Otro antecedente cercano, con resultado políticamente “incorrecto”: el proceso de paz en Colombia, que convocó a mandatarios de todo el mundo vestidos de blanco para respaldar un acuerdo que luego los ciudadanos colombianos convirtieron en papel mojado con su rechazo en un referéndum.

La elección de Donald Trump es sólo otro mojón en ese recorrido. Pasaron algo más de cuatro meses desde la elección británica que provocó escozor entre analistas, politólogos y encuestadores de todo el mundo. Un mes, desde la elección colombiana que enmudeció, incluso, los pasillos del Vaticano.

Y ahora, hasta entró en escena Silvio Berlusconi, el hombre que bailó sobre los restos de la democracia cristiana –acorralada por la corrupción– en 1994 y tuvo en zozobra a Italia y Europa, de la mano del voto popular. Il Cavaliere aprovechó para dar su martillazo sobre la idea de que “lo políticamente correcto es una forma de estar cerca de la gente, sin comprender que los verdaderos débiles son los ciudadanos hostigados por el Estado, los impuestos, la burocracia, la inmigración descontrolada, el desempleo, la amenaza terrorista. Y eso tanto en Estados Unidos como en Italia y Europa”.

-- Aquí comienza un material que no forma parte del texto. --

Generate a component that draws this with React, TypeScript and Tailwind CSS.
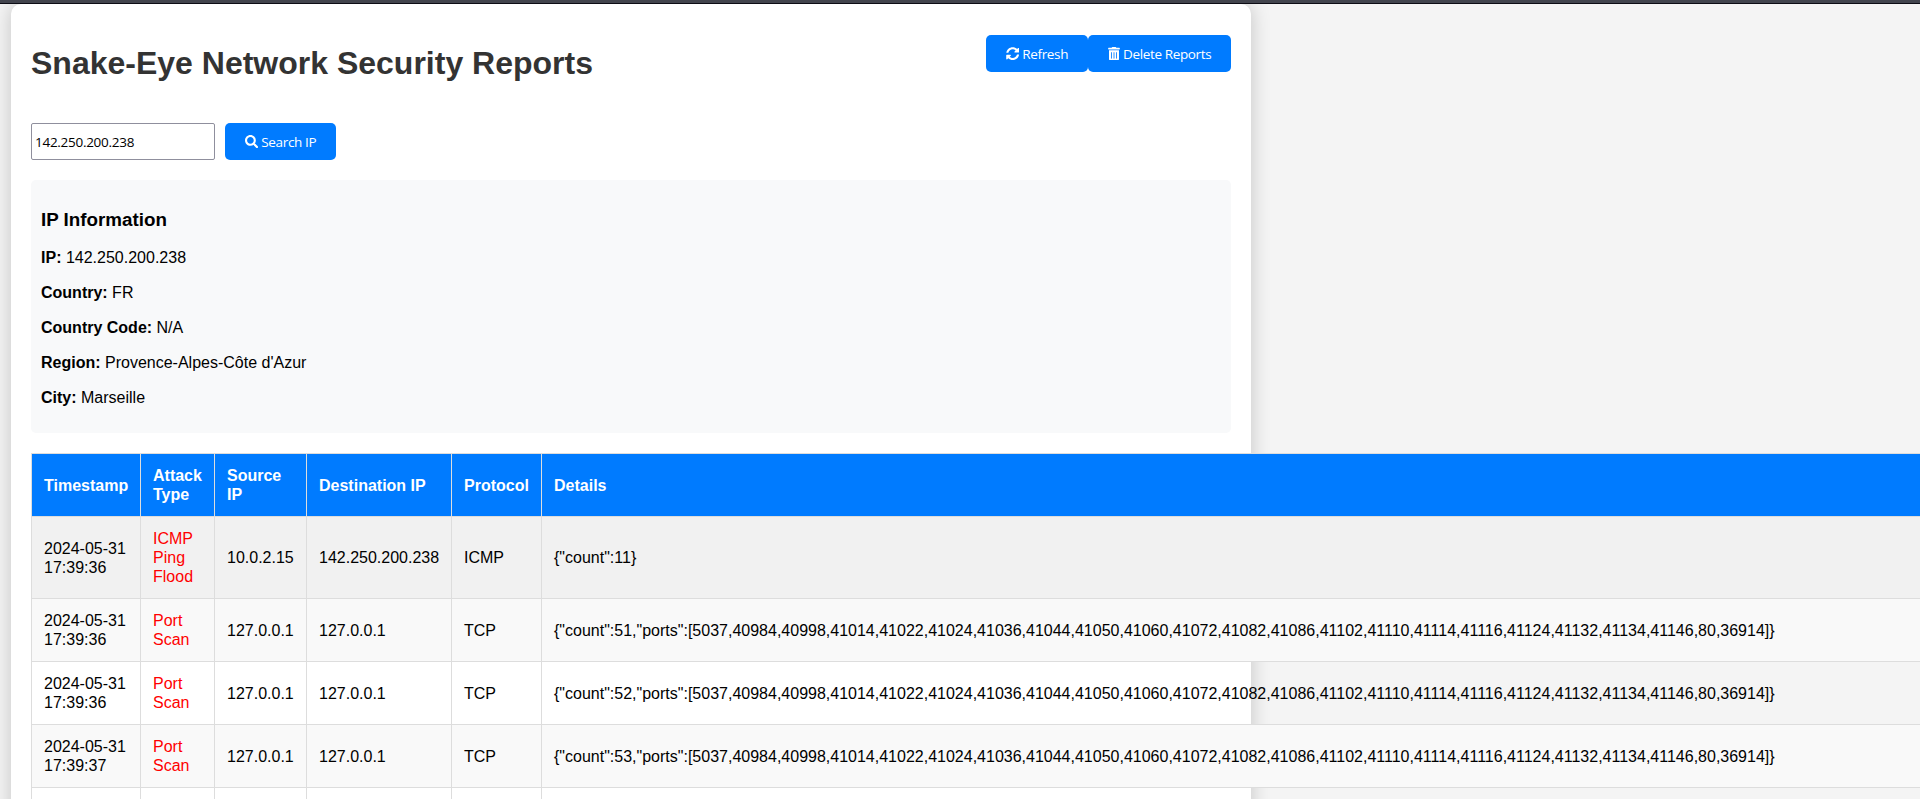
import type { ReactNode } from "react";
import { FaSearch, FaSyncAlt, FaTrashAlt } from "react-icons/fa";

type Report = {
  time: string;
  type: string;
  source: string;
  destination: string;
  protocol: string;
  details: string;
};

const PORTS =
  "5037,40984,40998,41014,41022,41024,41036,41044,41050,41060,41072,41082,41086,41102,41110,41114,41116,41124,41132,41134,41146,80,36914";

const scan = (time: string, count: number): Report => ({
  time,
  type: "Port Scan",
  source: "127.0.0.1",
  destination: "127.0.0.1",
  protocol: "TCP",
  details: `{"count":${count},"ports":[${PORTS}]}`,
});

const reports: Report[] = [
  {
    time: "2024-05-31 17:39:36",
    type: "ICMP Ping Flood",
    source: "10.0.2.15",
    destination: "142.250.200.238",
    protocol: "ICMP",
    details: '{"count":11}',
  },
  scan("2024-05-31 17:39:36", 51),
  scan("2024-05-31 17:39:36", 52),
  scan("2024-05-31 17:39:37", 53),
];

const info = [
  ["IP", "142.250.200.238"],
  ["Country", "FR"],
  ["Country Code", "N/A"],
  ["Region", "Provence-Alpes-Côte d'Azur"],
  ["City", "Marseille"],
];

const headings = ["Timestamp", "Attack Type", "Source IP", "Destination IP", "Protocol", "Details"];

function Button({ icon, width, children }: { icon: ReactNode; width: string; children: ReactNode }) {
  return (
    <button
      className={`flex h-[37px] items-center gap-[3px] whitespace-nowrap rounded-[5px] bg-[#007bff] pl-5 font-['Open_Sans',sans-serif] text-[13.5px] leading-[18px] tracking-[-0.36px] text-white ${width}`}
    >
      {icon}
      <span className="pt-px">{children}</span>
    </button>
  );
}

export default function App() {
  return (
    <div className="h-[799px] w-full overflow-hidden bg-[#f4f4f4] font-['Liberation_Sans',Arial,sans-serif] text-base leading-[19px] text-black">
      <div className="relative z-10 h-1 border-b border-[#0c0c14] bg-[#42444d]" />
      <div className="ml-[11px] h-[900px] w-[1240px] rounded-[10px] bg-white px-5 pt-[31px] shadow-[0_0_20px_rgba(0,0,0,0.2)]">
        <header className="flex h-[88px] items-start justify-between">
          <h1 className="mt-[10px] text-[32px] font-bold leading-[37px] text-[#333]">
            Snake-Eye Network Security Reports
          </h1>
          <div className="flex">
            <Button width="w-[102px]" icon={<FaSyncAlt size={13.333} />}>Refresh</Button>
            <Button width="w-[143px]" icon={<FaTrashAlt size={13.333} className="w-3" />}>Delete Reports</Button>
          </div>
        </header>

        <div className="flex gap-[10px]">
          <input
            readOnly
            value="142.250.200.238"
            className="h-[37px] w-[184px] rounded-[2px] border border-[#8f8f9d] bg-white px-[3px] font-['Open_Sans',sans-serif] text-[13.5px] tracking-[-0.28px] text-black outline-none"
          />
          <Button width="w-[111px]" icon={<FaSearch size={13.333} />}>Search IP</Button>
        </div>

        <section className="mt-5 h-[253px] rounded-[5px] bg-[#f8f9fa] px-[10px] pt-[29px]">
          <h3 className="mb-[18px] text-[18.8px] font-bold leading-[21px]">IP Information</h3>
          <div className="flex flex-col gap-4">
            {info.map(([label, value]) => (
              <p key={label}>
                <strong>{label}:</strong> {value}
              </p>
            ))}
          </div>
        </section>

        <table className="mt-5 w-[2000px] table-fixed border-collapse text-left">
          <colgroup>
            <col className="w-[109px]" />
            <col className="w-[74px]" />
            <col className="w-[92px]" />
            <col className="w-[145px]" />
            <col className="w-[90px]" />
            <col />
          </colgroup>
          <thead>
            <tr className="h-[63px] bg-[#007bff] text-white">
              {headings.map((heading) => (
                <th key={heading} className="border border-[#ddd] px-3 py-0 font-bold">
                  {heading}
                </th>
              ))}
            </tr>
          </thead>
          <tbody>
            {reports.map((row, i) => (
              <tr
                key={row.details}
                className={i === 0 ? "h-[82px] bg-[#f1f1f1]" : i % 2 ? "h-[63px] bg-[#f9f9f9]" : "h-[63px]"}
              >
                <td className="border border-[#ddd] px-3">{row.time}</td>
                <td className="border border-[#ddd] px-3 text-[#ff0000]">{row.type}</td>
                <td className="border border-[#ddd] px-3">{row.source}</td>
                <td className="whitespace-nowrap border border-[#ddd] px-3">{row.destination}</td>
                <td className="border border-[#ddd] px-3">{row.protocol}</td>
                <td className="whitespace-nowrap border border-[#ddd] px-3">{row.details}</td>
              </tr>
            ))}
            <tr className="h-[63px]">
              {headings.map((heading) => (
                <td key={heading} className="border border-[#ddd]" />
              ))}
            </tr>
          </tbody>
        </table>
      </div>
    </div>
  );
}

Vía libre, pues, para que el mismo Berlusconi de las orgías “bunga bunga” con jóvenes disfrazadas de monjas en su mansión de Milán salga a dar lecciones de moralidad cívica.

¿Es el fin de la política?

El ex premier británico Winston Churchill, un ícono del siglo XX, solía decir que el mejor argumento contra la democracia es una conversación de cinco minutos con el votante medio.

Con su ironía habitual, Churchill sostenía también que la política resulta casi tan emocionante como la guerra y no menos peligrosa ya que, advertía, “en la guerra nos pueden matar sólo una vez. En política, muchas veces”.

Vale recordar: entre Donald Trump y Winston Churchill hay décadas de distancia.